* Begin *

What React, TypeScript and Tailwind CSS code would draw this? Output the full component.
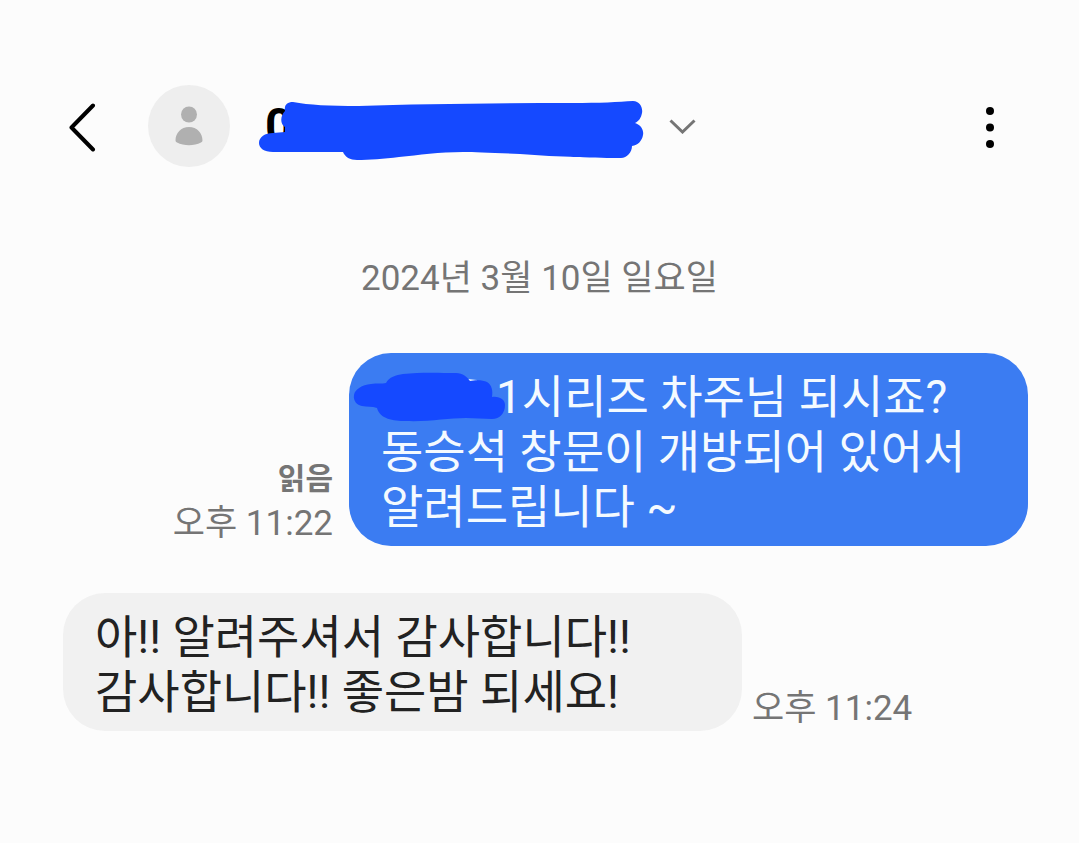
type Message = {
  id: number;
  sent: boolean;
  redacted?: boolean;
  lines: string[];
  time: string;
  status?: string;
};

const messages: Message[] = [
  {
    id: 1,
    sent: true,
    redacted: true,
    lines: ["1시리즈 차주님 되시죠?", "동승석 창문이 개방되어 있어서", "알려드립니다 ~"],
    time: "오후 11:22",
    status: "읽음",
  },
  {
    id: 2,
    sent: false,
    lines: ["아!! 알려주셔서 감사합니다!!", "감사합니다!! 좋은밤 되세요!"],
    time: "오후 11:24",
  },
];

function NameScribble() {
  return (
    <svg width="386" height="62" viewBox="0 0 386 62" fill="#1549ff" aria-hidden="true">
      <path d="M26 10C25 4 28 1 34 1C50 4 70 5 100 5C160 3 240 2 314 2C340 2 360 1 374 0C381 0 384 7 383 12C382 17 380 20 376 22C382 24 385 29 384 34C383 40 379 44 373 45C373 51 368 57 362 57C340 57 300 56 261 53C235 52 215 51 204 51C180 51 160 54 140 56C125 58 110 59 98 59C91 59 86 56 84 51L14 51C5 51 0 47 0 42C0 36 6 32 14 32L26 31V26C21 23 21 15 26 10Z" />
    </svg>
  );
}

function MessageScribble() {
  return (
    <svg
      className="absolute -left-7 top-0.5"
      width="154"
      height="50"
      viewBox="0 0 154 50"
      aria-hidden="true"
    >
      <path d="M115 7L124 8L122 12H117Z" fill="#e8f4ff" />
      <path
        d="M1 23C2 17 9 13 18 12C24 11 29 12 33 11C36 5 43 3 50 2C68 0 88 1 103 1C110 1 114 5 117 9C122 8 130 8 134 10C139 13 140 19 139 25C147 24 152 28 152 33C152 41 147 47 139 47C130 47 122 46 113 46C95 46 75 50 53 49C40 49 27 47 24 36C19 34 14 35 9 34C4 33 0 29 1 23Z"
        fill="#1549ff"
      />
    </svg>
  );
}

function Header() {
  return (
    <header className="flex h-[82px] items-center pl-[67px] pr-[84px]">
      <button type="button" aria-label="뒤로" className="shrink-0">
        <svg width="30" height="52" viewBox="0 0 30 52" fill="none" stroke="#000" strokeWidth="4" strokeLinecap="round" strokeLinejoin="round">
          <path d="M26 5.500L4.500 27.500L26 49.500" />
        </svg>
      </button>
      <div className="ml-[51px] flex size-[82px] shrink-0 items-center justify-center rounded-full bg-[#eeeeee]">
        <svg width="28" height="40" viewBox="0 0 28 40" fill="#b0b0b0" aria-hidden="true">
          <circle cx="14" cy="8.500" r="8" />
          <path d="M0.500 34.500C0.500 27 6 21 14 21C22 21 27.500 27 27.500 34.500Q27.500 35.800 26 36.500C19 40 9 40 2 36.500Q0.500 35.800 0.500 34.500Z" />
        </svg>
      </div>
      <h1 className="relative ml-[29px] flex h-[62px] w-[386px] shrink-0 items-center">
        <span className="pl-1.5 text-[48px] font-bold leading-[48px] text-black">0</span>
        <span className="absolute left-0 top-1.5">
          <NameScribble />
        </span>
      </h1>
      <button type="button" aria-label="대화 상세정보" className="ml-6 shrink-0">
        <svg width="28" height="16" viewBox="0 0 28 16" fill="none" stroke="#757575" strokeWidth="3">
          <path d="M1.500 2.500L13.500 14L25.500 2.500" />
        </svg>
      </button>
      <button type="button" aria-label="옵션 더보기" className="ml-auto shrink-0">
        <svg width="10" height="44" viewBox="0 0 10 44" fill="#000">
          <circle cx="5" cy="7" r="4" />
          <circle cx="5" cy="23.500" r="4" />
          <circle cx="5" cy="40" r="4" />
        </svg>
      </button>
    </header>
  );
}

function MessageRow({ message }: { message: Message }) {
  const { sent, redacted, lines, time, status } = message;

  return (
    <li className={sent ? "flex flex-row-reverse items-end gap-4" : "flex items-end gap-2.5"}>
      <div
        className={
          sent
            ? "w-3/4 max-w-[679px] rounded-[42px] bg-[#3b7cf2] px-8 pb-[11px] pt-[17px] text-[#f4faff]"
            : "w-3/4 max-w-[679px] rounded-[42px] bg-[#f1f1f1] px-8 pb-[11px] pt-[17px] text-[#222222]"
        }
      >
        {lines.map((line, i) => (
          <p key={line} className="whitespace-nowrap text-[46px] leading-[55px]">
            {redacted && i === 0 && (
              <span className="relative inline-block h-[50px] w-[115px] align-top">
                <MessageScribble />
              </span>
            )}
            {line}
          </p>
        ))}
      </div>
      <div className="shrink-0 text-right text-[35px] leading-[45px] text-[#757575]">
        {status && <p className="text-[30px] font-bold">{status}</p>}
        <time>{time}</time>
      </div>
    </li>
  );
}

export default function App() {
  return (
    <main className="min-h-screen bg-[#fcfcfc] pt-[85px] font-['Roboto','Noto_Sans_CJK_KR',sans-serif]">
      <Header />
      <p className="mt-[90px] text-center text-[35px] leading-[44px] text-[#757575]">2024년 3월 10일 일요일</p>
      <ul className="mt-[52px] flex flex-col gap-[47px] pl-[63px] pr-[51px]">
        {messages.map((message) => (
          <MessageRow key={message.id} message={message} />
        ))}
      </ul>
    </main>
  );
}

* End *

- EXERCISE GOAL: Please write out all the data again word for word, but not the pictures.

- EXPECTED OUTPUT:
What React, TypeScript and Tailwind CSS code would draw this? Output the full component.
type Message = {
  id: number;
  sent: boolean;
  redacted?: boolean;
  lines: string[];
  time: string;
  status?: string;
};

const messages: Message[] = [
  {
    id: 1,
    sent: true,
    redacted: true,
    lines: ["1시리즈 차주님 되시죠?", "동승석 창문이 개방되어 있어서", "알려드립니다 ~"],
    time: "오후 11:22",
    status: "읽음",
  },
  {
    id: 2,
    sent: false,
    lines: ["아!! 알려주셔서 감사합니다!!", "감사합니다!! 좋은밤 되세요!"],
    time: "오후 11:24",
  },
];

function NameScribble() {
  return (
    <svg width="386" height="62" viewBox="0 0 386 62" fill="#1549ff" aria-hidden="true">
      <path d="M26 10C25 4 28 1 34 1C50 4 70 5 100 5C160 3 240 2 314 2C340 2 360 1 374 0C381 0 384 7 383 12C382 17 380 20 376 22C382 24 385 29 384 34C383 40 379 44 373 45C373 51 368 57 362 57C340 57 300 56 261 53C235 52 215 51 204 51C180 51 160 54 140 56C125 58 110 59 98 59C91 59 86 56 84 51L14 51C5 51 0 47 0 42C0 36 6 32 14 32L26 31V26C21 23 21 15 26 10Z" />
    </svg>
  );
}

function MessageScribble() {
  return (
    <svg
      className="absolute -left-7 top-0.5"
      width="154"
      height="50"
      viewBox="0 0 154 50"
      aria-hidden="true"
    >
      <path d="M115 7L124 8L122 12H117Z" fill="#e8f4ff" />
      <path
        d="M1 23C2 17 9 13 18 12C24 11 29 12 33 11C36 5 43 3 50 2C68 0 88 1 103 1C110 1 114 5 117 9C122 8 130 8 134 10C139 13 140 19 139 25C147 24 152 28 152 33C152 41 147 47 139 47C130 47 122 46 113 46C95 46 75 50 53 49C40 49 27 47 24 36C19 34 14 35 9 34C4 33 0 29 1 23Z"
        fill="#1549ff"
      />
    </svg>
  );
}

function Header() {
  return (
    <header className="flex h-[82px] items-center pl-[67px] pr-[84px]">
      <button type="button" aria-label="뒤로" className="shrink-0">
        <svg width="30" height="52" viewBox="0 0 30 52" fill="none" stroke="#000" strokeWidth="4" strokeLinecap="round" strokeLinejoin="round">
          <path d="M26 5.500L4.500 27.500L26 49.500" />
        </svg>
      </button>
      <div className="ml-[51px] flex size-[82px] shrink-0 items-center justify-center rounded-full bg-[#eeeeee]">
        <svg width="28" height="40" viewBox="0 0 28 40" fill="#b0b0b0" aria-hidden="true">
          <circle cx="14" cy="8.500" r="8" />
          <path d="M0.500 34.500C0.500 27 6 21 14 21C22 21 27.500 27 27.500 34.500Q27.500 35.800 26 36.500C19 40 9 40 2 36.500Q0.500 35.800 0.500 34.500Z" />
        </svg>
      </div>
      <h1 className="relative ml-[29px] flex h-[62px] w-[386px] shrink-0 items-center">
        <span className="pl-1.5 text-[48px] font-bold leading-[48px] text-black">0</span>
        <span className="absolute left-0 top-1.5">
          <NameScribble />
        </span>
      </h1>
      <button type="button" aria-label="대화 상세정보" className="ml-6 shrink-0">
        <svg width="28" height="16" viewBox="0 0 28 16" fill="none" stroke="#757575" strokeWidth="3">
          <path d="M1.500 2.500L13.500 14L25.500 2.500" />
        </svg>
      </button>
      <button type="button" aria-label="옵션 더보기" className="ml-auto shrink-0">
        <svg width="10" height="44" viewBox="0 0 10 44" fill="#000">
          <circle cx="5" cy="7" r="4" />
          <circle cx="5" cy="23.500" r="4" />
          <circle cx="5" cy="40" r="4" />
        </svg>
      </button>
    </header>
  );
}

function MessageRow({ message }: { message: Message }) {
  const { sent, redacted, lines, time, status } = message;

  return (
    <li className={sent ? "flex flex-row-reverse items-end gap-4" : "flex items-end gap-2.5"}>
      <div
        className={
          sent
            ? "w-3/4 max-w-[679px] rounded-[42px] bg-[#3b7cf2] px-8 pb-[11px] pt-[17px] text-[#f4faff]"
            : "w-3/4 max-w-[679px] rounded-[42px] bg-[#f1f1f1] px-8 pb-[11px] pt-[17px] text-[#222222]"
        }
      >
        {lines.map((line, i) => (
          <p key={line} className="whitespace-nowrap text-[46px] leading-[55px]">
            {redacted && i === 0 && (
              <span className="relative inline-block h-[50px] w-[115px] align-top">
                <MessageScribble />
              </span>
            )}
            {line}
          </p>
        ))}
      </div>
      <div className="shrink-0 text-right text-[35px] leading-[45px] text-[#757575]">
        {status && <p className="text-[30px] font-bold">{status}</p>}
        <time>{time}</time>
      </div>
    </li>
  );
}

export default function App() {
  return (
    <main className="min-h-screen bg-[#fcfcfc] pt-[85px] font-['Roboto','Noto_Sans_CJK_KR',sans-serif]">
      <Header />
      <p className="mt-[90px] text-center text-[35px] leading-[44px] text-[#757575]">2024년 3월 10일 일요일</p>
      <ul className="mt-[52px] flex flex-col gap-[47px] pl-[63px] pr-[51px]">
        {messages.map((message) => (
          <MessageRow key={message.id} message={message} />
        ))}
      </ul>
    </main>
  );
}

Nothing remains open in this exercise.